In an accelerated environment, the musicians come together quickly, and begin to replicate some of the dynamics behind the RCO’s own signature sound. Their special qualities are preserved and their individuality adds something to the whole, but there is also a sense of symbiosis. “The collective is so amazing, because they listen to each other,” Schutte says, stressing the word “listen,” a key act for any RCO musician on the Concertgebouw stage. Caleiro echoes this sentiment; her strongest memory of the first night play-through of Brahms was of “listening quite a lot.” As diverse as their backgrounds are, they are quickly able to find common ground. “There is a love for playing in an orchestra and in a group of people that I didn’t have before Young,” says violinist Ulilan Szymańska Pereira, who, like Caleiro, played in the 2020-21 cohort, hails from Portugal, and now studies at the Conservatory in Amsterdam. She credits the program with giving her a foothold in the city that she now calls home.
Like all Young alumni, both musicians are also active as ambassadors, part of Young’s mandate for alumni to continue building diversity and opportunity within orchestras and audiences. Once Caleiro and Pereira returned to Amsterdam for their studies, they reconnected with Schutte, who has sent local Young alumni to perform and teach in schools both in the city and suburbs (Caleiro is also working with her on developing her own idea for performing in retirement homes). For Pereira, these school concerts are especially poignant as it was during an open-stage concert that she first heard the violin demonstrated and discovered her love for the instrument. Schutte adds that, as Young continues, she would like to see these initiatives develop into a special program for alumni, in order to build on the peer-to-peer ambassadorship that she feels is vital for the future of classical music (50-year-old YouTube videos only get you so far). “If we say as adults and as 130-year-old institutions, that classical music is very important, it’s very beautiful, and you have to know about Brahms and Beethoven and Bach… I mean, younger people don’t care. They have to make their own stories.”

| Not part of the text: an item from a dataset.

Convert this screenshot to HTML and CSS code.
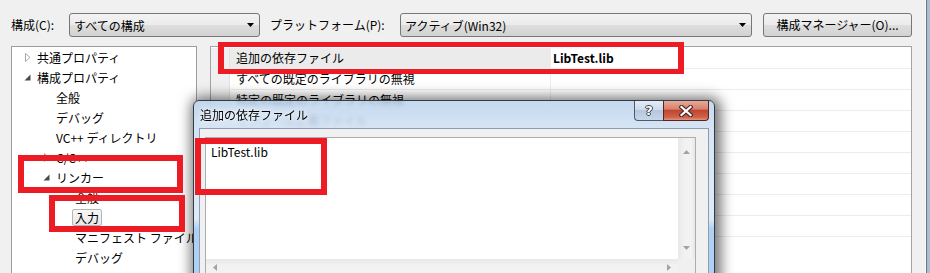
FILE: index.html
```html
<!DOCTYPE html>
<html lang="ja">
<head>
<meta charset="utf-8">
<title>プロパティ ページ</title>
<link rel="stylesheet" href="styles.css">
</head>
<body>
<div class="screen">
  <div class="workspace">
    <div class="toolbar">
      <span class="lbl lbl-config">構成(C):</span>
      <div class="combo combo-config"><span>すべての構成</span><svg class="drop" width="7" height="4" viewBox="0 0 7 4"><path d="M0 0h7L3.5 4z" fill="#000"/></svg></div>
      <span class="lbl lbl-platform">プラットフォーム(P):</span>
      <div class="combo combo-platform"><span>アクティブ(Win32)</span><svg class="drop" width="7" height="4" viewBox="0 0 7 4"><path d="M0 0h7L3.5 4z" fill="#000"/></svg></div>
      <div class="btn">構成マネージャー(O)...</div>
    </div>
    <div class="main">
      <div class="tree">
        <div class="trow l0"><span class="exp"><svg width="6" height="9" viewBox="0 0 6 9"><path d="M.5.5 5 4.5.5 8.5z" fill="#fff" stroke="#a8a8a8"/></svg></span><span>共通プロパティ</span></div>
        <div class="trow l0"><span class="exp"><svg width="7" height="7" viewBox="0 0 7 7"><path d="M6.5 .5V6.5H.5z" fill="#4a4a4a"/></svg></span><span>構成プロパティ</span></div>
        <div class="trow l1"><span class="exp"></span><span>全般</span></div>
        <div class="trow l1"><span class="exp"></span><span>デバッグ</span></div>
        <div class="trow l1"><span class="exp"></span><span>VC++ ディレクトリ</span></div>
        <div class="trow l1"><span class="exp"><svg width="6" height="9" viewBox="0 0 6 9"><path d="M.5.5 5 4.5.5 8.5z" fill="#fff" stroke="#a8a8a8"/></svg></span><span>C/C++</span></div>
        <div class="trow l1"><span class="exp"><svg width="7" height="7" viewBox="0 0 7 7"><path d="M6.5 .5V6.5H.5z" fill="#4a4a4a"/></svg></span><span>リンカー</span></div>
        <div class="trow l2"><span class="exp"></span><span>全般</span></div>
        <div class="trow l2"><span class="exp"></span><span class="sel">入力</span></div>
        <div class="trow l2"><span class="exp"></span><span>マニフェスト ファイル</span></div>
        <div class="trow l2"><span class="exp"></span><span>デバッグ</span></div>
      </div>
      <div class="grid">
        <div class="prow cur"><span class="gut"></span><span class="pname">追加の依存ファイル</span><span class="pval">LibTest.lib</span></div>
        <div class="prow"><span class="gut"></span><span class="pname">すべての既定のライブラリの無視</span><span class="pval"></span></div>
        <div class="prow"><span class="gut"></span><span class="pname">特定の既定のライブラリの無視</span><span class="pval"></span></div>
        <div class="prow"><span class="gut"></span><span class="pname">モジュール定義ファイル</span><span class="pval"></span></div>
        <div class="prow"><span class="gut"></span><span class="pname"></span><span class="pval"></span></div>
        <div class="prow"><span class="gut"></span><span class="pname"></span><span class="pval"></span></div>
        <div class="prow"><span class="gut"></span><span class="pname"></span><span class="pval"></span></div>
        <div class="prow"><span class="gut"></span><span class="pname"></span><span class="pval"></span></div>
        <div class="prow"><span class="gut"></span><span class="pname"></span><span class="pval"></span></div>
      </div>
    </div>
  </div>
  <div class="edge"></div>

  <div class="dialog">
    <div class="dlg-title">
      <span class="dlg-caption">追加の依存ファイル</span>
      <div class="cap-btns">
        <span class="cap help">?</span>
        <span class="cap close"><svg width="14" height="12" viewBox="0 0 14 12"><path d="M2.5 2 11.5 10M11.5 2 2.5 10" stroke="#4a2b28" stroke-width="4.4" stroke-linecap="square"/><path d="M2.5 2 11.5 10M11.5 2 2.5 10" stroke="#fff" stroke-width="2.2" stroke-linecap="square"/></svg></span>
      </div>
    </div>
    <div class="client">
      <div class="edit">
        <div class="edit-text">LibTest.lib</div>
        <div class="vscroll">
          <svg class="up" width="7" height="4" viewBox="0 0 7 4"><path d="M3.5 0 7 4H0z" fill="#a3a3a3"/></svg>
          <svg class="down" width="7" height="4" viewBox="0 0 7 4"><path d="M0 0h7L3.5 4z" fill="#a3a3a3"/></svg>
        </div>
        <div class="hscroll">
          <svg width="4" height="7" viewBox="0 0 4 7"><path d="M4 0v7L0 3.5z" fill="#a3a3a3"/></svg>
          <svg width="4" height="7" viewBox="0 0 4 7"><path d="M0 0v7l4-3.5z" fill="#a3a3a3"/></svg>
        </div>
        <div class="corner"></div>
      </div>
    </div>
  </div>

  <div class="mark m1"></div>
  <div class="mark m2"></div>
  <div class="mark m3"></div>
  <div class="mark m4"></div>
</div>
</body>
</html>
```

FILE: styles.css
```css
* { box-sizing: border-box; }
html, body { margin: 0; padding: 0; }
body {
  width: 930px;
  height: 273px;
  overflow: hidden;
  background: #f0f0f0;
  font-family: "Noto Sans CJK JP", "Noto Sans", sans-serif;
  font-size: 12px;
  color: #000;
}
.screen {
  position: relative;
  display: flex;
  width: 930px;
  height: 273px;
  overflow: hidden;
}
.workspace {
  flex: 1;
  display: flex;
  flex-direction: column;
  min-width: 0;
}
.edge {
  width: 5px;
  flex: none;
  background: linear-gradient(to right, #fafafa 0 1px, #66778c 1px 2px, #aebdce 2px);
}

/* toolbar */
.toolbar {
  height: 46px;
  flex: none;
  display: flex;
  align-items: flex-start;
  padding: 13px 0 0 11px;
}
.lbl { line-height: 24px; white-space: nowrap; }
.lbl-config { width: 58px; }
.lbl-platform { width: 130px; margin-left: 10px; }
.combo {
  height: 24px;
  display: flex;
  align-items: center;
  justify-content: space-between;
  padding: 0 5px 0 4px;
  border: 1px solid #767676;
  border-radius: 3px;
  background: linear-gradient(#f3f3f3, #ebebeb 50%, #dedede 50%, #d2d2d2);
  white-space: nowrap;
}
.combo-config { width: 191px; }
.combo-platform { width: 352px; }
.btn {
  margin-left: 11px;
  width: 149px;
  height: 24px;
  line-height: 22px;
  text-align: center;
  border: 1px solid #767676;
  border-radius: 3px;
  background: linear-gradient(#f3f3f3, #ebebeb 50%, #dedede 50%, #d2d2d2);
  white-space: nowrap;
}

/* main */
.main {
  flex: 1;
  display: flex;
  gap: 13px;
  padding-left: 11px;
  min-height: 0;
}
.tree {
  width: 186px;
  flex: none;
  border: 1px solid #9c9c9c;
  border-bottom: none;
  background: #fff;
  overflow: hidden;
}
.trow {
  height: 20px;
  display: flex;
  align-items: center;
  white-space: nowrap;
}
.l0 { padding-left: 6px; }
.l1 { padding-left: 25px; }
.l2 { padding-left: 44px; }
.exp {
  width: 19px;
  flex: none;
  display: flex;
  align-items: center;
  justify-content: center;
}
.sel {
  margin-left: -3px;
  padding: 0 2px;
  height: 17px;
  line-height: 15px;
  border: 1px solid #b5b5b5;
  border-radius: 2px;
  background: linear-gradient(#f7f7f7, #e8e8e8);
}

.grid {
  width: 702px;
  flex: none;
  border: 1px solid #a3a3a3;
  border-bottom: none;
  background: #fff;
  padding-top: 1px;
}
.prow {
  display: flex;
  height: 21px;
  border-bottom: 1px solid #ececec;
  line-height: 20px;
}
.gut {
  width: 19px;
  flex: none;
  background: #f0f0f0;
  border-right: 1px solid #e2e2e2;
}
.pname {
  width: 321px;
  flex: none;
  padding-left: 6px;
  border-right: 1px solid #ececec;
  white-space: nowrap;
  overflow: hidden;
}
.pval {
  flex: 1;
  padding-left: 2px;
  font-weight: bold;
}
.prow.cur .pname { background: #ebebeb; }

/* dialog */
.dialog {
  position: absolute;
  left: 193px;
  top: 100px;
  width: 522px;
  height: 200px;
  display: flex;
  flex-direction: column;
  padding: 0 5px;
  border: 1px solid #313c4b;
  border-radius: 6px 6px 0 0;
  background: linear-gradient(rgba(184, 208, 234, .82), rgba(210, 226, 244, .9) 27px, rgba(222, 234, 248, .96) 118px, rgba(172, 207, 242, .97) 128px, rgba(172, 207, 242, .97));
  backdrop-filter: blur(2px);
  box-shadow: 2px 1px 13px 4px rgba(0, 0, 0, .55);
}
.dlg-title {
  height: 27px;
  flex: none;
  display: flex;
  align-items: flex-start;
}
.dlg-caption {
  line-height: 27px;
  padding-left: 1px;
  text-shadow: 0 0 8px #fff, 0 0 4px #fff;
}
.cap-btns {
  margin-left: auto;
  display: flex;
}
.cap {
  height: 20px;
  display: flex;
  align-items: center;
  justify-content: center;
}
.help {
  width: 29px;
  border: 1px solid #4d5b70;
  border-top: none;
  border-right: none;
  border-radius: 0 0 0 4px;
  background: linear-gradient(#e3ebf5, #cfdbea 45%, #b5c7dc 50%, #c7d7ea);
  color: #fff;
  font-weight: bold;
  font-size: 13px;
  font-family: "DejaVu Sans", sans-serif;
  text-shadow: 1px 0 #3b4350, -1px 0 #3b4350, 0 1px #3b4350, 0 -1px #3b4350;
}
.close {
  width: 46px;
  border: 1px solid #5b231b;
  border-top: none;
  border-radius: 0 0 4px 0;
  background: linear-gradient(#eaa996, #d6826f 42%, #c2452f 50%, #cd624b 85%, #e29580);
}
.client {
  flex: 1;
  background: #f0f0f0;
  border: 1px solid #8a9db3;
  border-bottom: none;
  padding: 8px 12px 0 5px;
}
.edit {
  border: 1px solid #abadb3;
  border-bottom: none;
  background: #fff;
  display: grid;
  grid-template-columns: 1fr 17px;
  grid-template-rows: 121px 17px;
}
.edit-text {
  padding: 6px 0 0 5px;
  line-height: 16px;
}
.vscroll {
  display: flex;
  flex-direction: column;
  align-items: center;
  justify-content: space-between;
  padding: 12px 0 9px;
  background: linear-gradient(to right, #e8e8e8, #f2f2f2 40%, #f2f2f2 80%, #e6e6e6);
}
.hscroll {
  display: flex;
  align-items: center;
  justify-content: space-between;
  padding: 0 7px;
  background: linear-gradient(#e8e8e8, #f2f2f2 40%, #f2f2f2 80%, #e6e6e6);
}
.corner { background: #f0f0f0; }

/* annotation marks */
.mark {
  position: absolute;
  border: 6px solid #ed1c24;
}
.m1 { left: 218px; top: 42px; width: 466px; height: 32px; border-width: 5px 6px; }
.m2 { left: 18px; top: 155px; width: 165px; height: 38px; }
.m3 { left: 49px; top: 195px; width: 136px; height: 37px; }
.m4 { left: 195px; top: 138px; width: 132px; height: 57px; }
```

This sounds fundamental, but it’s an eye-opening experience that most young classical musicians have to come by honestly: the realization that the art form has limitations, and that these limitations are artificial. It can light a fire in many to break down those barriers, whether they’re a question of high ticket prices or the blood sport of debating the merits of clapping between movements. “The same thing happens in Portugal, where people who go to classical music concerts always have the posture that they’re better than the ones that don’t go… So yes, I think that will be present in my career,” Caleiro says of her desire to challenge this attitude. “Young made me realize that the world is so much bigger than what I’d thought.”